- DATA FOR PROCESSING
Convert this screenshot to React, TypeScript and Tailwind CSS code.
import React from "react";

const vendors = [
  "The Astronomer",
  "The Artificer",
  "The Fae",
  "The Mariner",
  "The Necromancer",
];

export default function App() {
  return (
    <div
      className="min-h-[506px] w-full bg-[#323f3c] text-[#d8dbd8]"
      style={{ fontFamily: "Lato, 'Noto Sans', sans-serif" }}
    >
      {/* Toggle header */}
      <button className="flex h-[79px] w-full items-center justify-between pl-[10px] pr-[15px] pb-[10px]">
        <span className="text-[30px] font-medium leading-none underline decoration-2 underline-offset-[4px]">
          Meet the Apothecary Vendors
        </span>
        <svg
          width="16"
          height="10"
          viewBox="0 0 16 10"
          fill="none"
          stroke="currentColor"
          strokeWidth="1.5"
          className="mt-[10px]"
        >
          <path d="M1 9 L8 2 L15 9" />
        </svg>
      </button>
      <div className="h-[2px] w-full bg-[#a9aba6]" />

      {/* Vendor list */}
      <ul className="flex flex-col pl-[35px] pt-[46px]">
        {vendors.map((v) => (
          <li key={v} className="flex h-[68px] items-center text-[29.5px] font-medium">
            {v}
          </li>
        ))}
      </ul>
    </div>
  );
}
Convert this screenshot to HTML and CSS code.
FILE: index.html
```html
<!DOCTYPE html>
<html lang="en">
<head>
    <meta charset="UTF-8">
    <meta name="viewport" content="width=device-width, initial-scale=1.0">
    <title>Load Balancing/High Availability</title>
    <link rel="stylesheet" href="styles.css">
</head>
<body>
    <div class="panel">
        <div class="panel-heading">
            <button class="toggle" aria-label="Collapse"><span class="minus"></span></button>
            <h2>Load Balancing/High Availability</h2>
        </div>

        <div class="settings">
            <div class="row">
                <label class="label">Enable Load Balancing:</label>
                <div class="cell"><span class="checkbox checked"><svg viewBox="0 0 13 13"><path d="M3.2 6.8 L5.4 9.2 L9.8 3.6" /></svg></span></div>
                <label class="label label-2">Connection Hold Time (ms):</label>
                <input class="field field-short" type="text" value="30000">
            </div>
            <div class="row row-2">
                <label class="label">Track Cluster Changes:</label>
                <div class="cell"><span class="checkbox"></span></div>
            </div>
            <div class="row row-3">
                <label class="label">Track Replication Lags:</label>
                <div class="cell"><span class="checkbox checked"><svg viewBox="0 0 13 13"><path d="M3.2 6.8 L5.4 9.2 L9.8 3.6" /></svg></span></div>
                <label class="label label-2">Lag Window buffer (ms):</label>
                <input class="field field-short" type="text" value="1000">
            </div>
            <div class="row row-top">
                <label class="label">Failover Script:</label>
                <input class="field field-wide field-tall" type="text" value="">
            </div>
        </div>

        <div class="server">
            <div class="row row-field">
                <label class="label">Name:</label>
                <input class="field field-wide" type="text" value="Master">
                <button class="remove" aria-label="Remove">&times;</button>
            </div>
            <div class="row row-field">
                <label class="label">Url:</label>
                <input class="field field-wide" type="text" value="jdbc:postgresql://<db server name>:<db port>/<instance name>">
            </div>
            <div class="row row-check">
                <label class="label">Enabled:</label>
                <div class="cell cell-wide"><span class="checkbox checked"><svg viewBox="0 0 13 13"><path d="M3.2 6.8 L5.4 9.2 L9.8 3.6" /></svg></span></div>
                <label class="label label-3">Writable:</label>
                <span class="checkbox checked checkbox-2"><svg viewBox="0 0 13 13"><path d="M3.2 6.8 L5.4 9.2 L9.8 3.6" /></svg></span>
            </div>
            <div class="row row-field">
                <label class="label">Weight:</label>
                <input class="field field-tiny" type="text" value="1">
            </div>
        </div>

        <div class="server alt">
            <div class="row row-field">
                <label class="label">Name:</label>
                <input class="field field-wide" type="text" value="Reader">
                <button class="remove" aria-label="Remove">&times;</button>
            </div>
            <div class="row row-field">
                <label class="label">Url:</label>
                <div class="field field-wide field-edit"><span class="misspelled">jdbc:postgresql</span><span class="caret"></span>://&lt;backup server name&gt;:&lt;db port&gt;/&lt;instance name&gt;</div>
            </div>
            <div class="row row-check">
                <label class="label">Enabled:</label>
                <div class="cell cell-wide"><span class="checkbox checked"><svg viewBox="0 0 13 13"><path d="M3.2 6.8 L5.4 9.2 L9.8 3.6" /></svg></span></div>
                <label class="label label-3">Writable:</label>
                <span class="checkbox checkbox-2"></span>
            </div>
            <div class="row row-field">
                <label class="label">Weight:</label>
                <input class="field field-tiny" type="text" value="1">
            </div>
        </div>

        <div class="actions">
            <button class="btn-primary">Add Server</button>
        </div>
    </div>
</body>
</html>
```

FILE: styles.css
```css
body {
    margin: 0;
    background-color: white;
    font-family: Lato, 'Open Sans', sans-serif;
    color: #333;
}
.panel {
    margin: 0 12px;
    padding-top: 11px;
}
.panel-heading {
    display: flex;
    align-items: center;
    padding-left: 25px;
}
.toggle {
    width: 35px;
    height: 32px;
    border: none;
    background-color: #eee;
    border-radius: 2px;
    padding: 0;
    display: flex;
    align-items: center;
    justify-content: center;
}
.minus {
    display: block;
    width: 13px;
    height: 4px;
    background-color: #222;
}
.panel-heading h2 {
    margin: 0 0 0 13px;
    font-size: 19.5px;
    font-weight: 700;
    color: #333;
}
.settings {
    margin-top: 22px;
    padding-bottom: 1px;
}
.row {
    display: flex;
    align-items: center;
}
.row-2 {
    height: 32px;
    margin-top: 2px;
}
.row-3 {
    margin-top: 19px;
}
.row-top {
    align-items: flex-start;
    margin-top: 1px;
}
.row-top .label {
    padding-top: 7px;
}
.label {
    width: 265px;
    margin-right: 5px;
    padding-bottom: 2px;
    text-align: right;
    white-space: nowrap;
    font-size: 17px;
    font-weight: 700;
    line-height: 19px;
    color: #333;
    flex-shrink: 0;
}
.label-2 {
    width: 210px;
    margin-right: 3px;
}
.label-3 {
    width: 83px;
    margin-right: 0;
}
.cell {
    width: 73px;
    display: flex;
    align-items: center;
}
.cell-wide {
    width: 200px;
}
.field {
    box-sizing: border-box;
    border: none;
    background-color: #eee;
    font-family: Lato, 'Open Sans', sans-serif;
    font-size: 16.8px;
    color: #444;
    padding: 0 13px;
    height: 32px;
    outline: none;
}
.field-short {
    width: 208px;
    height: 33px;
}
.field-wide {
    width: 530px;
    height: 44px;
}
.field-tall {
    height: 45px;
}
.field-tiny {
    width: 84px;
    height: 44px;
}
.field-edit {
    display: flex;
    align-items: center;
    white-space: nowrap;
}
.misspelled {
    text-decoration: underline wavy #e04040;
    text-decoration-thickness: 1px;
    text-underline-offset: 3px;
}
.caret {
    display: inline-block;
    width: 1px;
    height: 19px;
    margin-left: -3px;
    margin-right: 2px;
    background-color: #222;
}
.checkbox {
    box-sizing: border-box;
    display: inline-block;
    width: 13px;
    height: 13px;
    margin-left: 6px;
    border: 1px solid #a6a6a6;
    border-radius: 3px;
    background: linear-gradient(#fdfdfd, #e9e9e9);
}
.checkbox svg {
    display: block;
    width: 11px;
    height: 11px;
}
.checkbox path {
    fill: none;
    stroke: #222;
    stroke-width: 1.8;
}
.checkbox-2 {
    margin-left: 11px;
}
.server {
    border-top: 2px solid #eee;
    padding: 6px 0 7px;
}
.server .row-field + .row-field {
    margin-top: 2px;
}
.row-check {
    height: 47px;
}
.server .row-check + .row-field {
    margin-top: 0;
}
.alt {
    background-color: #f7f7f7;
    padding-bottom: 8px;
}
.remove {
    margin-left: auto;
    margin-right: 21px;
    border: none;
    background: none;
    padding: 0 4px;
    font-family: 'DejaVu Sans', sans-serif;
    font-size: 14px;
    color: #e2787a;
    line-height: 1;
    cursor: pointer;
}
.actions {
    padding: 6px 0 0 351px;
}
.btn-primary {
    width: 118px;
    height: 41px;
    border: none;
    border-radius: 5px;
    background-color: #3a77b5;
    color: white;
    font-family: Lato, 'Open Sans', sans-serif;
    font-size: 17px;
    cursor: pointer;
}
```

- PROBLEM DETAILS
Using the data above, copy each line that contains "code".

- RESPONSE
Convert this screenshot to React, TypeScript and Tailwind CSS code.
Convert this screenshot to HTML and CSS code.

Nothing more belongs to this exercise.